In February 2011, Farhad Manjoo of Slate panned the service by suggesting that MetroPCS was able to roll out 4G coverage sooner and cheaper than its competitors by offering only the Samsung Craft, a feature phone with sub-standard internet capabilities, as its launch device. Due to the quality of the device (described as being "designed not just to frustrate users but to get us to swear off ever using any phone again"), the network, and MetroPCS's decision to block video streaming services aside from YouTube under its "unlimited web" plan, Manjoo considered it a device designed to disappoint users excited for 4G.

However, in a 2019 study by J.D. Power, Metro by T-Mobile ranked highest among non-contract full-service carriers.

===Marketing===
MetroPCS attracted criticism in 2010 for an advertising campaign featuring two Indian characters, Ranjit and Chad (the former being played by veteran Indian actor Anjul Nigam), hosting a phone-in show titled Tech & Talk. Their content was believed to be stereotypical and offensive.

Following the T-Mobile merger, MetroPCS introduced a campaign to highlight its inclusion of all related taxes and fees in advertised prices. The campaign was ridiculed by many people who interpreted an unintended double meaning in the slogan "Period Power", referring to the menstrual cycle.

===Cybersecurity incidents===

In November 2015, a MetroPCS payment system vulnerability was identified by security researchers Eric Taylor and Blake Welsh. The flaw in the company’s online payment portal allowed anyone with knowledge of a customer’s phone number to view sensitive account details, including the subscriber’s home address, phone model and serial number, and billing plan. The issue was reported responsibly to MetroPCS and was subsequently patched.

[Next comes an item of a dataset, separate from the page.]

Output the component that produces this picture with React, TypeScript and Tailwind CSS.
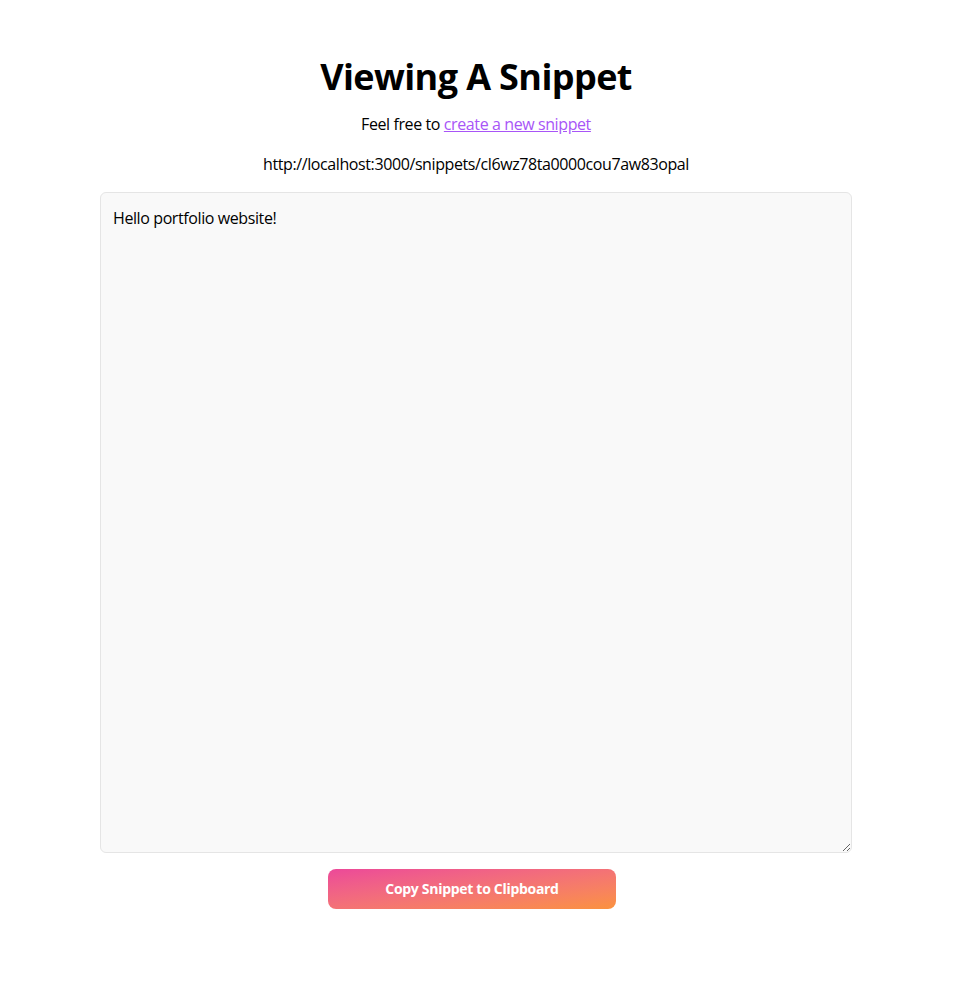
export default function App() {
  return (
    <div className="min-h-screen bg-white pr-[3px] text-black font-['Open_Sans',sans-serif]">
      <main className="mx-auto flex w-[752px] flex-col items-center pt-[57px]">
        <h1 className="text-4xl font-bold leading-[40px] tracking-[-0.6px]">Viewing A Snippet</h1>
        <p className="mt-[15px] text-base leading-6 tracking-[-0.4px]">
          Feel free to{' '}
          <a href="#" className="text-[#a855f7] underline">
            create a new snippet
          </a>
        </p>
        <p className="mt-4 text-base leading-6 tracking-[-0.4px]">
          http://localhost:3000/snippets/cl6wz78ta0000cou7aw83opal
        </p>
        <textarea
          className="mt-4 h-[661px] w-full resize-y rounded-md border border-neutral-200 bg-[#f9f9f9] px-3 pt-[13px] pb-3 text-base leading-6 tracking-[-0.4px] outline-none"
          defaultValue="Hello portfolio website!"
        />
        <button className="mt-4 mr-[8px] h-10 w-72 rounded-lg bg-gradient-to-br from-[#ec4899] to-[#fb923c] text-sm font-bold tracking-[-0.3px] text-white">
          Copy Snippet to Clipboard
        </button>
      </main>
    </div>
  );
}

In August 2021, Metro by T-Mobile disclosed that customer information had been compromised as part of a wider cyberattack on T-Mobile. The company reported that data from up to 52,000 current Metro by T-Mobile accounts was exposed. According to T-Mobile, no personally identifiable information such as Social Security numbers or financial details was involved, and the breach did not affect former Sprint Corporation Prepaid or Boost Mobile customers.

==Awards==
Metro ranked first in customer experience among the non-contract full-service carriers in the 2018 and 2019 J.D. Power U.S. Wireless Purchase Experience Non-Contract Performance Studies.